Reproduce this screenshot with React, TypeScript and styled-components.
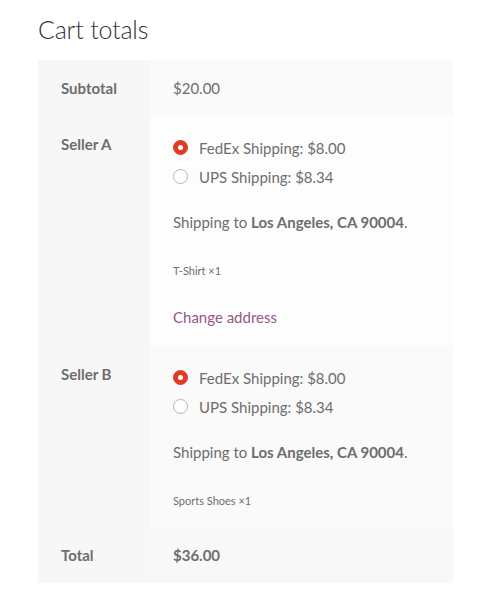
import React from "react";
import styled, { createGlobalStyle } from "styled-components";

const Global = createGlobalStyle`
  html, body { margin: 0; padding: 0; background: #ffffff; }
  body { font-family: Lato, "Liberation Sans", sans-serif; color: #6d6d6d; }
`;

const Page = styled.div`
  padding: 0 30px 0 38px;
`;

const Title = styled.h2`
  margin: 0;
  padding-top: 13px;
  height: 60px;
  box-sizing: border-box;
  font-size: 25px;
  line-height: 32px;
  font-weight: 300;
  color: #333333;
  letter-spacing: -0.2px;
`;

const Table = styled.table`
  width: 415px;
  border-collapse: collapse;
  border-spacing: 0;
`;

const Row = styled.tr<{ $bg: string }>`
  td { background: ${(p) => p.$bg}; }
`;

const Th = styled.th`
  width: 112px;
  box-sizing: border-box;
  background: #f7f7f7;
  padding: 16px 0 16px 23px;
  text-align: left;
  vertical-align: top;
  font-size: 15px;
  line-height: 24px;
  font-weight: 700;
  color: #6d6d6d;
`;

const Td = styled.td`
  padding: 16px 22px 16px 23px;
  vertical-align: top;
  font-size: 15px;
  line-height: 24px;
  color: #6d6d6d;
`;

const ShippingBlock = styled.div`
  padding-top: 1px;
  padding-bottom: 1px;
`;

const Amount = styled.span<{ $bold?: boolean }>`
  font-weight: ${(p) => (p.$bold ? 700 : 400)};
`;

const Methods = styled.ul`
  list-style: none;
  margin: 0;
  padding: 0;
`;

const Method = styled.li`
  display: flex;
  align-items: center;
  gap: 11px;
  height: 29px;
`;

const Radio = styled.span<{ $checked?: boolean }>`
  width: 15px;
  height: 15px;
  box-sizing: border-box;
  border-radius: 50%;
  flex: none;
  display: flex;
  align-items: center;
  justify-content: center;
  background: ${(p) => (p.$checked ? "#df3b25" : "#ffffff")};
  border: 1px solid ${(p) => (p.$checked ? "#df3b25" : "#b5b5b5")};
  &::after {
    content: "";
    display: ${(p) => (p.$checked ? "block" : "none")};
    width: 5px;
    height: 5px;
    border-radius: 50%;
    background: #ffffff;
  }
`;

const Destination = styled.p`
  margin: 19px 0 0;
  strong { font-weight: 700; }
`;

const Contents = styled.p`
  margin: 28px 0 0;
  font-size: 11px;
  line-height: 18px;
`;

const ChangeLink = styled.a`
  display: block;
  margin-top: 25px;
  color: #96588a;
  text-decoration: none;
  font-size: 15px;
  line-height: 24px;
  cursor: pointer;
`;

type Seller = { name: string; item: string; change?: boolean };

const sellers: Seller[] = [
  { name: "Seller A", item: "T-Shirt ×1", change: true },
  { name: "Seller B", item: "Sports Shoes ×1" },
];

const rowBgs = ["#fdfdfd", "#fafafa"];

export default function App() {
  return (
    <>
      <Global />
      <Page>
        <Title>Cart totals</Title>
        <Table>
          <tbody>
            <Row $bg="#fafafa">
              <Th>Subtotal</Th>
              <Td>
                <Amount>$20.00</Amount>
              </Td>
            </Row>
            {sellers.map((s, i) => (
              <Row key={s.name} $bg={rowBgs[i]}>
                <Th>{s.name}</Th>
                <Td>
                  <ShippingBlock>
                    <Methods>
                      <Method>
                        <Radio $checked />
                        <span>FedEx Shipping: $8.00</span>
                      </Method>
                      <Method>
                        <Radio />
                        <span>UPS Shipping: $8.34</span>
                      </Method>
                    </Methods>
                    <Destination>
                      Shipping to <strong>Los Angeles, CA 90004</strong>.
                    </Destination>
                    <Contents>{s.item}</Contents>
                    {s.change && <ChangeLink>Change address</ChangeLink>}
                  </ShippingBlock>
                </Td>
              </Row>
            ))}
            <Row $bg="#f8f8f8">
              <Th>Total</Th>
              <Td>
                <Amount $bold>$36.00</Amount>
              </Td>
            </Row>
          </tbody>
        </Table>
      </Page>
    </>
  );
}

== What to produce ==
Copy out every line where the word "components" occurs.

== Response to the task ==
Reproduce this screenshot with React, TypeScript and styled-components.
import styled, { createGlobalStyle } from "styled-components";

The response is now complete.